──────── Data
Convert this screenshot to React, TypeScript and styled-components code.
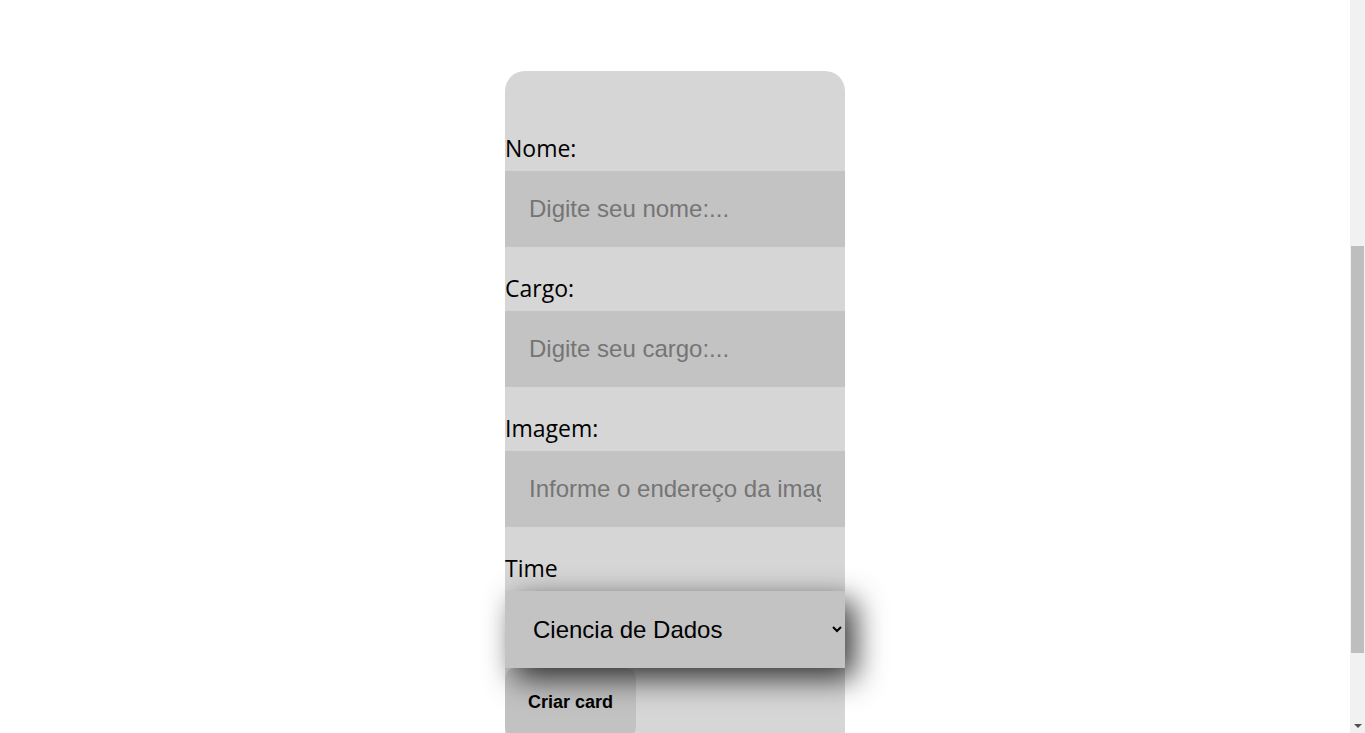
import React, { useLayoutEffect, useState } from "react";
import styled, { createGlobalStyle } from "styled-components";

const GlobalStyle = createGlobalStyle`
  html, body {
    margin: 0;
    padding: 0;
    background: #ffffff;
  }
  body {
    font-family: "Open Sans", "Liberation Sans", Arial, sans-serif;
    color: #000000;
    padding-right: 15px;
  }
  * {
    box-sizing: border-box;
  }
`;

const Page = styled.div`
  display: flex;
  flex-direction: column;
`;

const Hero = styled.header`
  height: 406px;
  background: #ffffff;
`;

const FormSection = styled.section`
  display: flex;
  justify-content: center;
  margin: 80px 0;
`;

const Form = styled.form`
  width: 340px;
  background: #d6d6d6;
  border-radius: 20px;
  padding: 64px 0 32px;
  display: flex;
  flex-direction: column;
`;

const Field = styled.div<{ $last?: boolean }>`
  display: flex;
  flex-direction: column;
  margin-bottom: ${(p) => (p.$last ? "0" : "28px")};
`;

const Label = styled.label`
  font-family: "Open Sans", "Segoe UI", sans-serif;
  font-size: 23px;
  line-height: 26px;
  margin-bottom: 10px;
  color: #000000;
`;

const Input = styled.input`
  width: 100%;
  border: none;
  outline: none;
  background: #c3c3c3;
  padding: 24px;
  font-family: "Liberation Sans", Arial, sans-serif;
  font-size: 24px;
  color: #000000;

  &::placeholder {
    color: #757575;
  }
`;

const Select = styled.select`
  position: relative;
  z-index: 1;
  width: 100%;
  border: none;
  outline: none;
  border-radius: 0;
  background-color: #c3c3c3;
  padding: 24px 6px 24px 24px;
  font-family: "Liberation Sans", Arial, sans-serif;
  font-size: 24px;
  color: #000000;
  box-shadow: 10px 10px 30px rgba(0, 0, 0, 0.78);
`;

const Button = styled.button`
  align-self: flex-start;
  border: none;
  border-radius: 10px;
  background: #c2c2c2;
  padding: 24px 23px;
  font-family: "Liberation Sans", Arial, sans-serif;
  font-weight: 700;
  font-size: 18px;
  color: #000000;
  cursor: pointer;
`;

/* window scrollbar rail, drawn over the right edge of the viewport */
const Rail = styled.div`
  position: fixed;
  top: 0;
  right: 0;
  bottom: 0;
  width: 15px;
  background: #f1f1f1;
  z-index: 10;
`;

const Thumb = styled.div`
  position: absolute;
  left: 1px;
  right: 1px;
  background: #bebebe;
`;

const ArrowDown = styled.div`
  position: absolute;
  left: 0;
  right: 0;
  bottom: 0;
  height: 15px;
  display: flex;
  align-items: center;
  justify-content: center;

  &::after {
    content: "";
    width: 0;
    height: 0;
    border-left: 4px solid transparent;
    border-right: 4px solid transparent;
    border-top: 4px solid #505050;
  }
`;

const ARROW = 15;

const ScrollRail = () => {
  const [thumb, setThumb] = useState({ top: 0, height: 0 });

  useLayoutEffect(() => {
    const update = () => {
      const doc = document.documentElement;
      const track = window.innerHeight - ARROW * 2;
      const total = doc.scrollHeight;
      setThumb({
        top: ARROW + (track * window.scrollY) / total,
        height: (track * window.innerHeight) / total,
      });
    };
    update();
    window.addEventListener("scroll", update);
    window.addEventListener("resize", update);
    return () => {
      window.removeEventListener("scroll", update);
      window.removeEventListener("resize", update);
    };
  }, []);

  return (
    <Rail aria-hidden="true">
      <Thumb style={{ top: thumb.top, height: thumb.height }} />
      <ArrowDown />
    </Rail>
  );
};

const teams = [
  "Programação",
  "Front-End",
  "Ciencia de Dados",
  "Devops",
  "UX e Design",
  "Mobile",
  "Inovação e Gestão",
];

type TextFieldProps = {
  id: string;
  label: string;
  placeholder: string;
};

const TextField = ({ id, label, placeholder }: TextFieldProps) => (
  <Field>
    <Label htmlFor={id}>{label}</Label>
    <Input id={id} placeholder={placeholder} />
  </Field>
);

export default function App() {
  useLayoutEffect(() => {
    window.scrollTo(0, 415);
  }, []);

  return (
    <Page>
      <GlobalStyle />
      <Hero />
      <FormSection>
        <Form onSubmit={(e) => e.preventDefault()}>
          <TextField id="nome" label="Nome:" placeholder="Digite seu nome:..." />
          <TextField id="cargo" label="Cargo:" placeholder="Digite seu cargo:..." />
          <TextField
            id="imagem"
            label="Imagem:"
            placeholder="Informe o endereço da imagem"
          />
          <Field $last>
            <Label htmlFor="time">Time</Label>
            <Select id="time" defaultValue="Ciencia de Dados">
              {teams.map((t) => (
                <option key={t} value={t}>
                  {t}
                </option>
              ))}
            </Select>
          </Field>
          <Button type="submit">Criar card</Button>
        </Form>
      </FormSection>
      <ScrollRail />
    </Page>
  );
}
────────────────
◆ Work required ◆
Scan the material above. Copy each line where "React" occurs.

◆ Finished answer ◆
Convert this screenshot to React, TypeScript and styled-components code.
import React, { useLayoutEffect, useState } from "react";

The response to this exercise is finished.